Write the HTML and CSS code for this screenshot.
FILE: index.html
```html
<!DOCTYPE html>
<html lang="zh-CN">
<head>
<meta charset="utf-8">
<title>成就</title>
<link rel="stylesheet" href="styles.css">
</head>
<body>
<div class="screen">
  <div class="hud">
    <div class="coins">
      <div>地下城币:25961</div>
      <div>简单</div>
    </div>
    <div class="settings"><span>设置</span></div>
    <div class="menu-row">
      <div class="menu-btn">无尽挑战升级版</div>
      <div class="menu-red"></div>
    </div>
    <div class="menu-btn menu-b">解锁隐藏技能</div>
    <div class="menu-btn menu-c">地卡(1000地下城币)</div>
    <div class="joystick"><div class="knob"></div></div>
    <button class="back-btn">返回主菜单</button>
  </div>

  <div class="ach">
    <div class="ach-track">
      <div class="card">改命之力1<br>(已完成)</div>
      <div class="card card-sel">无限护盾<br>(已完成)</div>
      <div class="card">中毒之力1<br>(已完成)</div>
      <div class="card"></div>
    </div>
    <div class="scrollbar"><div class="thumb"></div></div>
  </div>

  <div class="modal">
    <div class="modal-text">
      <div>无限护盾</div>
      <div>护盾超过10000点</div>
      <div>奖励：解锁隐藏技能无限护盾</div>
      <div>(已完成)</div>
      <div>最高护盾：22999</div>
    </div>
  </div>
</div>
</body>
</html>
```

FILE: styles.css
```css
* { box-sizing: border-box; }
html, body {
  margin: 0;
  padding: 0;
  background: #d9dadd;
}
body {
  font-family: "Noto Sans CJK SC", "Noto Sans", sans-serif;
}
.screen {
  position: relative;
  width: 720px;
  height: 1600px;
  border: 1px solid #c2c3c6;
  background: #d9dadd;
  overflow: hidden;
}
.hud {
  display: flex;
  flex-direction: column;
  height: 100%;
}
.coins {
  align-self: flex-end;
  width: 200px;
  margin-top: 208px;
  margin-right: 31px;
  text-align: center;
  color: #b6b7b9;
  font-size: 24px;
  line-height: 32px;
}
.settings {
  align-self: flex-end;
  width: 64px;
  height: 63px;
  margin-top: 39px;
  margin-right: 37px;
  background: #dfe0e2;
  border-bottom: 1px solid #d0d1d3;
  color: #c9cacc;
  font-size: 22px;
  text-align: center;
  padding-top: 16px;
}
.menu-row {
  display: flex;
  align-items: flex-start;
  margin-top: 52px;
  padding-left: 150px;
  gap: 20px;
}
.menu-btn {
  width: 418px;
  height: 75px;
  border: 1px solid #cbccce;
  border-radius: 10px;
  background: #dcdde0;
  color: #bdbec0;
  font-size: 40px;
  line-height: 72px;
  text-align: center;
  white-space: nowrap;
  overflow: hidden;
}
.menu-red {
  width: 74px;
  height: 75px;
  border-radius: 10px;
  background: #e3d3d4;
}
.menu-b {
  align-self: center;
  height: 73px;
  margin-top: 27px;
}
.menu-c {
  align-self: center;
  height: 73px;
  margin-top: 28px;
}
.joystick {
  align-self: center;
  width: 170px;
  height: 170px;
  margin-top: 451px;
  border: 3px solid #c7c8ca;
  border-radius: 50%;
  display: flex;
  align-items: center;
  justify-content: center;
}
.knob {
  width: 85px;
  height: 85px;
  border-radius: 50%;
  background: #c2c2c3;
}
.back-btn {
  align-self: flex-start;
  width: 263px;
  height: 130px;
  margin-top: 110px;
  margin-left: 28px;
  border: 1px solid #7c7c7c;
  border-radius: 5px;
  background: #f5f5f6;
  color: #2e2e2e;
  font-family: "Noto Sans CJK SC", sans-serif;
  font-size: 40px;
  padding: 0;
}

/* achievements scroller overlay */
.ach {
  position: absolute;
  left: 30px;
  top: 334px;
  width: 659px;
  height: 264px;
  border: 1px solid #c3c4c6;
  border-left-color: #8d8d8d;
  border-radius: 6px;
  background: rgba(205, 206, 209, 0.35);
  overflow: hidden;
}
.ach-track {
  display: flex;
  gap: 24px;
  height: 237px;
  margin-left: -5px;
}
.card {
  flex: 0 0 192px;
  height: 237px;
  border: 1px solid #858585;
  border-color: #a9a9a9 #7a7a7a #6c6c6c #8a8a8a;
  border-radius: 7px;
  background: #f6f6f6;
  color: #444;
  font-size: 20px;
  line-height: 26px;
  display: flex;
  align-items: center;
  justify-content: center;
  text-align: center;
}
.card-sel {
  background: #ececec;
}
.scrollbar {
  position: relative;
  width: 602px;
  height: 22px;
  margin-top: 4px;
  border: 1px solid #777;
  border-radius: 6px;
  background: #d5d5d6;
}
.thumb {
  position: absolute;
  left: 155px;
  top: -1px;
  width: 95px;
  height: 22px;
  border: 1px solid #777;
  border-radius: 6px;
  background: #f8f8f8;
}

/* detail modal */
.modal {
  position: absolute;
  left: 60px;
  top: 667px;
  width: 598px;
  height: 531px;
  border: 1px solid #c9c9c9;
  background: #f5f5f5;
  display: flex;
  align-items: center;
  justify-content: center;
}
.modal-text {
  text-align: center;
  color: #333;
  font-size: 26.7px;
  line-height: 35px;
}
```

**Set exercise**. Retype the listing exactly, in full.

**Reply to the exercise**.
Write the HTML and CSS code for this screenshot.
FILE: index.html
```html
<!DOCTYPE html>
<html lang="zh-CN">
<head>
<meta charset="utf-8">
<title>成就</title>
<link rel="stylesheet" href="styles.css">
</head>
<body>
<div class="screen">
  <div class="hud">
    <div class="coins">
      <div>地下城币:25961</div>
      <div>简单</div>
    </div>
    <div class="settings"><span>设置</span></div>
    <div class="menu-row">
      <div class="menu-btn">无尽挑战升级版</div>
      <div class="menu-red"></div>
    </div>
    <div class="menu-btn menu-b">解锁隐藏技能</div>
    <div class="menu-btn menu-c">地卡(1000地下城币)</div>
    <div class="joystick"><div class="knob"></div></div>
    <button class="back-btn">返回主菜单</button>
  </div>

  <div class="ach">
    <div class="ach-track">
      <div class="card">改命之力1<br>(已完成)</div>
      <div class="card card-sel">无限护盾<br>(已完成)</div>
      <div class="card">中毒之力1<br>(已完成)</div>
      <div class="card"></div>
    </div>
    <div class="scrollbar"><div class="thumb"></div></div>
  </div>

  <div class="modal">
    <div class="modal-text">
      <div>无限护盾</div>
      <div>护盾超过10000点</div>
      <div>奖励：解锁隐藏技能无限护盾</div>
      <div>(已完成)</div>
      <div>最高护盾：22999</div>
    </div>
  </div>
</div>
</body>
</html>
```

FILE: styles.css
```css
* { box-sizing: border-box; }
html, body {
  margin: 0;
  padding: 0;
  background: #d9dadd;
}
body {
  font-family: "Noto Sans CJK SC", "Noto Sans", sans-serif;
}
.screen {
  position: relative;
  width: 720px;
  height: 1600px;
  border: 1px solid #c2c3c6;
  background: #d9dadd;
  overflow: hidden;
}
.hud {
  display: flex;
  flex-direction: column;
  height: 100%;
}
.coins {
  align-self: flex-end;
  width: 200px;
  margin-top: 208px;
  margin-right: 31px;
  text-align: center;
  color: #b6b7b9;
  font-size: 24px;
  line-height: 32px;
}
.settings {
  align-self: flex-end;
  width: 64px;
  height: 63px;
  margin-top: 39px;
  margin-right: 37px;
  background: #dfe0e2;
  border-bottom: 1px solid #d0d1d3;
  color: #c9cacc;
  font-size: 22px;
  text-align: center;
  padding-top: 16px;
}
.menu-row {
  display: flex;
  align-items: flex-start;
  margin-top: 52px;
  padding-left: 150px;
  gap: 20px;
}
.menu-btn {
  width: 418px;
  height: 75px;
  border: 1px solid #cbccce;
  border-radius: 10px;
  background: #dcdde0;
  color: #bdbec0;
  font-size: 40px;
  line-height: 72px;
  text-align: center;
  white-space: nowrap;
  overflow: hidden;
}
.menu-red {
  width: 74px;
  height: 75px;
  border-radius: 10px;
  background: #e3d3d4;
}
.menu-b {
  align-self: center;
  height: 73px;
  margin-top: 27px;
}
.menu-c {
  align-self: center;
  height: 73px;
  margin-top: 28px;
}
.joystick {
  align-self: center;
  width: 170px;
  height: 170px;
  margin-top: 451px;
  border: 3px solid #c7c8ca;
  border-radius: 50%;
  display: flex;
  align-items: center;
  justify-content: center;
}
.knob {
  width: 85px;
  height: 85px;
  border-radius: 50%;
  background: #c2c2c3;
}
.back-btn {
  align-self: flex-start;
  width: 263px;
  height: 130px;
  margin-top: 110px;
  margin-left: 28px;
  border: 1px solid #7c7c7c;
  border-radius: 5px;
  background: #f5f5f6;
  color: #2e2e2e;
  font-family: "Noto Sans CJK SC", sans-serif;
  font-size: 40px;
  padding: 0;
}

/* achievements scroller overlay */
.ach {
  position: absolute;
  left: 30px;
  top: 334px;
  width: 659px;
  height: 264px;
  border: 1px solid #c3c4c6;
  border-left-color: #8d8d8d;
  border-radius: 6px;
  background: rgba(205, 206, 209, 0.35);
  overflow: hidden;
}
.ach-track {
  display: flex;
  gap: 24px;
  height: 237px;
  margin-left: -5px;
}
.card {
  flex: 0 0 192px;
  height: 237px;
  border: 1px solid #858585;
  border-color: #a9a9a9 #7a7a7a #6c6c6c #8a8a8a;
  border-radius: 7px;
  background: #f6f6f6;
  color: #444;
  font-size: 20px;
  line-height: 26px;
  display: flex;
  align-items: center;
  justify-content: center;
  text-align: center;
}
.card-sel {
  background: #ececec;
}
.scrollbar {
  position: relative;
  width: 602px;
  height: 22px;
  margin-top: 4px;
  border: 1px solid #777;
  border-radius: 6px;
  background: #d5d5d6;
}
.thumb {
  position: absolute;
  left: 155px;
  top: -1px;
  width: 95px;
  height: 22px;
  border: 1px solid #777;
  border-radius: 6px;
  background: #f8f8f8;
}

/* detail modal */
.modal {
  position: absolute;
  left: 60px;
  top: 667px;
  width: 598px;
  height: 531px;
  border: 1px solid #c9c9c9;
  background: #f5f5f5;
  display: flex;
  align-items: center;
  justify-content: center;
}
.modal-text {
  text-align: center;
  color: #333;
  font-size: 26.7px;
  line-height: 35px;
}
```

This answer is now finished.